Typically, condition variables are implemented such that the two steps I mention above (add to queue and yield) happen atomically, to prevent lost wakeups. We dodge this problem with our wakeup mechanism (which is just a call to schedule) but the cost is the defensive check in multiq_deletemin which, when I tested, happens very frequently and hurts the throughput of all the threads.

There's currently no good solution to this problem because Julia's scheduler runs in the context of the task being switched from; in this case, the waiting task. If there is no task to switch to, the thread polls the queues and runs the should-I-sleep logic, all in the context of the waiting task. To make the two steps atomic, we'd have to either:

1. push the unlock deep into the scheduler, to where it actually switches away from the waiting task, or
2. switch away from the waiting task early and run the scheduler in its own context (as in the original partr implementation).

The first option is bad because holding the condition lock for a long time can be terrible for performance, and it also opens the door to a deadlock -- there's no available task to run because it is blocked trying to notify the condition. The second option will have to do two task switches -- to the scheduler and then away -- but at ~150 ns per task switch is still the better solution by far. Unfortunately, that will have to wait for a scheduler rewrite.

If anyone has a better solution to this problem, I'm eager to hear it.

I'll open a PR tomorrow that will (hopefully) reduce the frequency of the defensive check triggering by delaying the queue unlock somewhat. This will hopefully be a net gain -- threads will spin around the retry loop less often, but the wait call on a condition will take longer (as will any concurrent wait or notify calls).

Cc: @vchuravy, @pchintalapudi, @vtjnash, @JeffBezanson

[NHDaly]

Awesome writeup. Thank you!

For 1., how deep into the scheduler would it be? How many layers of functions are there between yield() and actually doing the task switch? If we had a newly introduced function like unlock_and_yield(lock), which duplicated much of the functionality for yield and then plumbed the lock through, to the actual task switch, how much plumbing would be needed?

2. switch away from the waiting task early and run the scheduler in its own context (as in the original partr implementation).

The second option will have to do two task switches -- to the scheduler and then away -- but at ~150 ns per task switch is still the better solution by far.
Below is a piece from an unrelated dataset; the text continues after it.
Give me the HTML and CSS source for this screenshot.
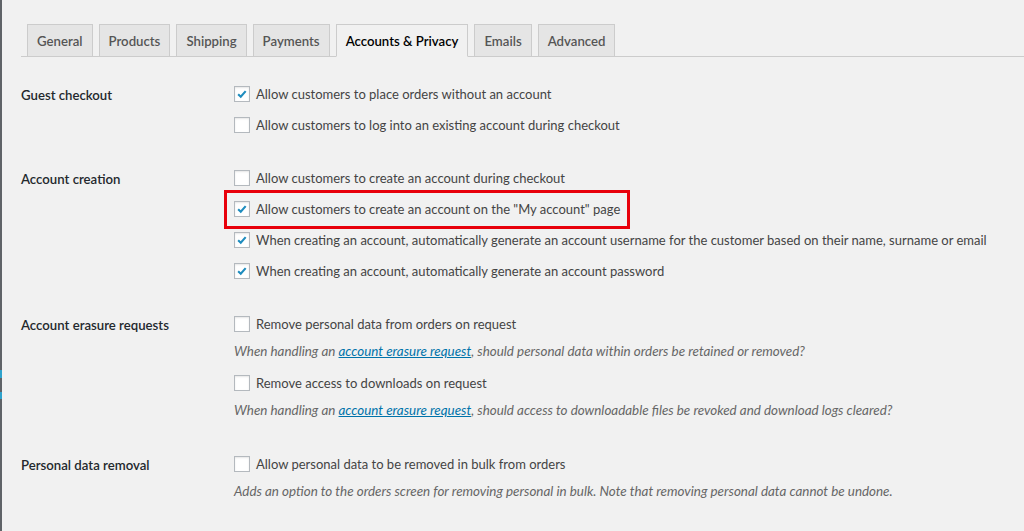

For 2.: I'm not very familiar with partr still. I tried reading it but i didn't find this part of the code.

I'm not sure if you've already considered something like this, but one possibility is that the second task switch doesn't necessarily have to be a normal expensive task switch: if we have a one-off kind of scheduler task where we don't need to save its context, and instead we always start its function from scratch, you can do a cheaper task switch that doesn't save any state back to that scheduler task.

You can have basically this one special-cased task that never saves its state like a normal task does, and never goes in any queues, it just sits there waiting for anyone to run it, and there's no need to set a tid on it or anything, since any thread can run it in parallel (or you could have one per thread).

I'm not sure how much time that saves, but it could help a bit.

Unfortunately, that will have to wait for a scheduler rewrite.

Do you think this would be such an invasive change that that's needed? It couldn't be bolted in?

[kpamnany]

I instrumented Julia to measure the time lost due to these discards. For the fib code in the issue, I see a bit over 1ms lost with 8 threads. Certainly not significant. I'm testing this on a lot more code and will report what I find, but this is not seeming to be "buckets of time".

I'll try bpftrace to see if there's anything unexpected.

[kpamnany]

I tested this instrumentation internally and found that the cost of this scheduler quirk is roughly 0.2% for most of our code, with a maximum of 3% for one outlier. Thus I think this issue essentially exposes overheads in our implementation of channels and in overall scheduler efficiency. There's no real fix for this (that I can see) until we improve the scheduler and our synchronization constructs across the board.